In late 1983, although fresh off the back of a UK number one with their third album War, U2 were looking to go in a different direction. As lead singer Bono would describe in a 2006 interview, ‘we felt we had more dimension than just the next big anything, we had something unique to offer… we were looking for another feeling’. For this they looked to Eno, but the producer took some convincing. ‘I think he was intimidated by the lack of irony in what we were doing,’ guitarist the Edge told Q Magazine in 1998.

Eno eventually relented and in 1984 they set to work on the band’s fourth album, The Unforgettable Fire. Along with co-producer Daniel Lanois, Eno encouraged the band to experiment and veer away from their previous straight-edged approach to recording, resulting in a greater texture to their sound which would earn much acclaim. ‘The Unforgettable Fire marks the moment when U2 became ‘U2’, wrote Billboard’s Kenneth Partridge in 2014, ‘Eno and Lanois didn’t reinvent the group’s sound so much as they made it richer and more complex’. Nowhere is this more in evidence than in ‘4th of July’ which was fashioned from an impromptu studio jam that Eno had recorded without the band knowing.

 

John Cale

John Cale was long on Eno’s radar before the pair initially met; Eno it was who, when told by Lou Reed that The Velvet Underground’s debut album only sold 30,000 copies on release,  famously quipped ‘I think everyone who bought one of those 30,000 copies started a band!’. It was the mid 1970s when the pair first came together professionally, the former serving as ‘a kind of consultant or advisor’ for Cale’s 1974 album Fear, adding in an interview at the time that ‘John was using me to bounce ideas off of, and get reactions from’. 

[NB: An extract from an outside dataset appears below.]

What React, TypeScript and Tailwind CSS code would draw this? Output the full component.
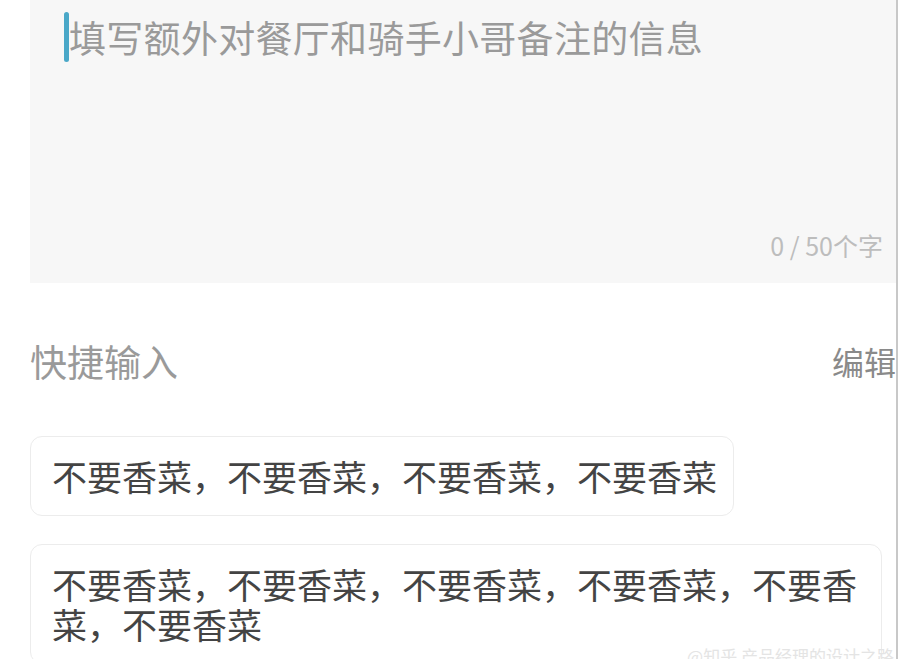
const quickItems = [
  '不要香菜，不要香菜，不要香菜，不要香菜',
  '不要香菜，不要香菜，不要香菜，不要香菜，不要香菜，不要香菜',
];

export default function App() {
  return (
    <div
      className="relative flex w-[900px] h-[659px] overflow-hidden bg-white"
      style={{ fontFamily: '"Noto Sans CJK SC", "Noto Sans", sans-serif' }}
    >
      <div className="flex w-[896px] shrink-0 flex-col pl-[30px]">
        {/* 备注输入框 */}
        <div className="flex h-[283px] shrink-0 flex-col bg-[#f7f7f7] pl-[34px] pt-[12px]">
          <div className="flex h-[50px] items-center">
            <span className="h-[50px] w-[5px] rounded-sm bg-[#4aa8c8]" />
            <span className="text-[37px] leading-none tracking-[0.3px] text-[#9a9a9a]">
              填写额外对餐厅和骑手小哥备注的信息
            </span>
          </div>
          <div className="mt-auto self-end pb-[25px] pr-[13px] text-[25px] leading-none text-[#bdbdbd]">
            0 / 50个字
          </div>
        </div>

        {/* 快捷输入 */}
        <div className="mt-[53px] flex h-[50px] shrink-0 items-center justify-between">
          <span className="text-[37px] leading-none text-[#9a9a9a]">快捷输入</span>
          <span className="text-[32px] leading-none text-[#8a8a8a]">编辑</span>
        </div>

        <div className="mt-[50px] flex shrink-0 flex-col items-start gap-[28px]">
          {quickItems.map((item) => (
            <div
              key={item}
              className="max-w-[852px] shrink-0 rounded-[12px] border border-[#ececec] bg-white py-[19px] pl-[21px] pr-[16px] text-[35px] leading-[40px] text-[#444444]"
            >
              {item}
            </div>
          ))}
        </div>
      </div>

      {/* 右侧边线 */}
      <div className="h-full w-[2px] shrink-0 bg-[#c8c8c8]" />

      {/* 水印 */}
      <div className="absolute bottom-[-9px] right-[6px] text-[17px] text-[#e4e4e4]">
        @知乎 产品经理的设计之路
      </div>
    </div>
  );
}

The following year their collaborations continued – Eno is credited as synthesiser on Cale’s albums Slow Dazzle and Helen of Troy, whilst Cale contributed viola on Eno’s Another Green World – but despite a mutual appreciation and friendship that saw them visit not just Ramones gigs, but  also East Berlin together, it would be another decade and a half before they finally came together for a full collaboration.

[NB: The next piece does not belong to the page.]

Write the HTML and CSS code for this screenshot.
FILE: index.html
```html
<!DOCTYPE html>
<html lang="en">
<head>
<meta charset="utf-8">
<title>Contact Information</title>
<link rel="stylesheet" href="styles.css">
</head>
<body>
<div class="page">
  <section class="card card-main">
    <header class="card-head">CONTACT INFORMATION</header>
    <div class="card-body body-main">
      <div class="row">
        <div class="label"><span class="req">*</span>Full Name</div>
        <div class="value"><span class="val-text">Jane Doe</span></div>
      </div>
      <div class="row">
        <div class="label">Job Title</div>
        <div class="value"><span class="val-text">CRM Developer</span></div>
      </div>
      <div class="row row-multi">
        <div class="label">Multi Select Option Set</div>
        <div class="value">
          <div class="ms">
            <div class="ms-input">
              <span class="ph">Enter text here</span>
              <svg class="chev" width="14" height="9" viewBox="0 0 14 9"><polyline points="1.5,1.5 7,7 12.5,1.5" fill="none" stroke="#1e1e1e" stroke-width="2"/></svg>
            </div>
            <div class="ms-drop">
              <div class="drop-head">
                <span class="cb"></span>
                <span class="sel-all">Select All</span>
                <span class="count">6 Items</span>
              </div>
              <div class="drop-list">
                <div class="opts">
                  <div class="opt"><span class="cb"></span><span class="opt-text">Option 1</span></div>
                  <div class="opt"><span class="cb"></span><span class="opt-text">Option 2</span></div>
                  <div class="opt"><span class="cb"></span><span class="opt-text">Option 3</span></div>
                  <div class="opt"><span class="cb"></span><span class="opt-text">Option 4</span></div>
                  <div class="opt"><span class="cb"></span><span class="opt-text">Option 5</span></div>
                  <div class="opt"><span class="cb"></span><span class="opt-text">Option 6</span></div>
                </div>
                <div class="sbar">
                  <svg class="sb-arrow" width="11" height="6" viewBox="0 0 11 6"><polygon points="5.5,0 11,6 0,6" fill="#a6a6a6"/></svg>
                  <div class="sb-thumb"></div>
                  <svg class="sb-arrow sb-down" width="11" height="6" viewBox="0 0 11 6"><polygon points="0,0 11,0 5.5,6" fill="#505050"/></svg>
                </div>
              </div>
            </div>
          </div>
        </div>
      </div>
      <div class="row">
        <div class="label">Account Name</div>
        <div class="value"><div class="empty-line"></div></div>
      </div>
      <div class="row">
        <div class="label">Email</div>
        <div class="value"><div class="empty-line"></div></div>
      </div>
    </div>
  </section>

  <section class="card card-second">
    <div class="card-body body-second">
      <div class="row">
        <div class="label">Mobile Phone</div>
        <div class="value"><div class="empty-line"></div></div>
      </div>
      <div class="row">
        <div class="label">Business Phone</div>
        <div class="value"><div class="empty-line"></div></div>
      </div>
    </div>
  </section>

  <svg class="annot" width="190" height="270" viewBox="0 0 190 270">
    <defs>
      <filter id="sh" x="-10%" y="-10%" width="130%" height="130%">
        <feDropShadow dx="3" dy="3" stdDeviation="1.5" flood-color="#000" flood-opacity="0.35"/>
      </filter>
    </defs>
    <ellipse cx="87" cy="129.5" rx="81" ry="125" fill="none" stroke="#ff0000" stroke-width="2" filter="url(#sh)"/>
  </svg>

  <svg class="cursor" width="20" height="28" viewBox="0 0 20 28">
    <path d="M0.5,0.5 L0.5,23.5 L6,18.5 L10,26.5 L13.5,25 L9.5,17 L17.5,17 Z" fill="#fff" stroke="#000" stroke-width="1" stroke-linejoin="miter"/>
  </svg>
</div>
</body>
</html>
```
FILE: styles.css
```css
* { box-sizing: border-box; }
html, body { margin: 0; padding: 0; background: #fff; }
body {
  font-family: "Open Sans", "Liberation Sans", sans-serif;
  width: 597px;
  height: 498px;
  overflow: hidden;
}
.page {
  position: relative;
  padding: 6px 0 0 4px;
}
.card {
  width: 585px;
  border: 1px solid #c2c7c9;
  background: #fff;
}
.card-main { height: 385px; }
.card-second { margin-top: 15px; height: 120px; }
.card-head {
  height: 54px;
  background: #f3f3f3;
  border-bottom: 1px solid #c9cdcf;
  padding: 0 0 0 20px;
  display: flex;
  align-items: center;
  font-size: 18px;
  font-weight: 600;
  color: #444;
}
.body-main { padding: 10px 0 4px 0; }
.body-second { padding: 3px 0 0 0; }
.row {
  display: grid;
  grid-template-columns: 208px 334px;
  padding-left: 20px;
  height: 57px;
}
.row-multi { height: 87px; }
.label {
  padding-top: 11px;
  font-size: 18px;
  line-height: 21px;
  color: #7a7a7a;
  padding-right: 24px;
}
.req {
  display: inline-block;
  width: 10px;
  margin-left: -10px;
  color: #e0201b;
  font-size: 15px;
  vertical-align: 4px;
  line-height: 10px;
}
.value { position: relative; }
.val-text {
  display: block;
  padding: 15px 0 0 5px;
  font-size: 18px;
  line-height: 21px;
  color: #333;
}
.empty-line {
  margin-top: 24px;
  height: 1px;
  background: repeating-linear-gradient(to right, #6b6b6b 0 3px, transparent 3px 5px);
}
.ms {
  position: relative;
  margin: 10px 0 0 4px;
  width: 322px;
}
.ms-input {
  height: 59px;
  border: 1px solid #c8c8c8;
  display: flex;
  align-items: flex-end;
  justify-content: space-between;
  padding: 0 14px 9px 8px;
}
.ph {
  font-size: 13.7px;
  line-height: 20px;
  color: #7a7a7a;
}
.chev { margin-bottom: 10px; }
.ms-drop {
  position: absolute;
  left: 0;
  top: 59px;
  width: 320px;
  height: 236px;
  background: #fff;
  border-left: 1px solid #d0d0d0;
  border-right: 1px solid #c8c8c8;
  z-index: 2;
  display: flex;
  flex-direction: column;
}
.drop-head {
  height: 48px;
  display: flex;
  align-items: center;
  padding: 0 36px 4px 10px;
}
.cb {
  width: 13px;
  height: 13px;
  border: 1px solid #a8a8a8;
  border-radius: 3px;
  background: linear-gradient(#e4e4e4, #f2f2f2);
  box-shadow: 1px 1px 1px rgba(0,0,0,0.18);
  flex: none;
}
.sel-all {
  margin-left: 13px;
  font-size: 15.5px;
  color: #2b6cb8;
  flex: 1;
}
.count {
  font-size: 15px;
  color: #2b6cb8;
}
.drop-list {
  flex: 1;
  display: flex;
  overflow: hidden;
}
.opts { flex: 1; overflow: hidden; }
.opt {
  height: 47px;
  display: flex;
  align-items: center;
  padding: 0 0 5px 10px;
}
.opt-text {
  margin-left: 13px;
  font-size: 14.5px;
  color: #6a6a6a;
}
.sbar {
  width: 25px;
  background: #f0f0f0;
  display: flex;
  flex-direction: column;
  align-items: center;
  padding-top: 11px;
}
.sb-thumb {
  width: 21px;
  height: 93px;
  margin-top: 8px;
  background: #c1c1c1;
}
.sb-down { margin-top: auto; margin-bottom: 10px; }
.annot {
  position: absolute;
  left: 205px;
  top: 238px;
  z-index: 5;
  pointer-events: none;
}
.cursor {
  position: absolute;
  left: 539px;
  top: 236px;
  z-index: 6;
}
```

Released in 1990, Wrong Way Up, was well received; Pitchfork’s Chris O’Leary latterly described it as ‘an album of contention, contrasts, cycles, and pop songs so layered and euphoric it ranks among the best albums either artist has ever made.’ But that’s not to say it was all plain sailing, as the pair regularly disagreed during its recording. They openly admitted in promotional interviews that at times they hadn’t seen eye to eye; ‘Mutual admiration turned to mutual loathing in the studio’ is how The Guardian’s Steve Lowe described it. Yet despite these tensions in production, the result, wrote Lowe, ‘finds both artists at their most harmonious.’

 

James

Eno’s ever expanding back catalogue has ensured he’s long been in high demand, and among those desperate to work with him was the Manchester band, James. They’d been pursuing Eno since their 1986 debut album, and in 1992 sent him six hours of rehearsal tapes. Luckily for James, Eno’s wife, Anthea Norman-Taylor, was a fan and encouraged her husband to listen to the tapes. A rough-cut of ‘Sometimes (Lester Piggott)’, still lacking a chorus, swung it for Eno who eventually joined up with James in early 1993 to produce their fifth album, Laid.

Speaking to NME in 2013 James vocalist Tim Booth explained how much ‘Sometimes’ resonated with the producer. ‘In the studio I had to keep telling him I wasn’t ready to record it yet, because I hadn’t finished the lyrics. Eventually we say ‘Okay Brian, we’re ready to record ‘Sometimes’.’ I’d got the chorus ready and I hadn’t told them. He’s prowling around the floor while we were playing the start of the song, just waiting to see what I’d got. I sang the chorus and he kind of went white and sat down while we were playing. I thought ‘Oh shit, he doesn’t like it’. When we finished he didn’t say anything. He had his head in his hands on the desk and we all crowded round him and eventually he looked up and he said ‘I’ve just experienced one of the highlights of my musical life’. We were completely blown away. That someone we held in such high esteem could have such a physical, tangible reaction to that song’. The finished track would also feature Eno on backing vocals.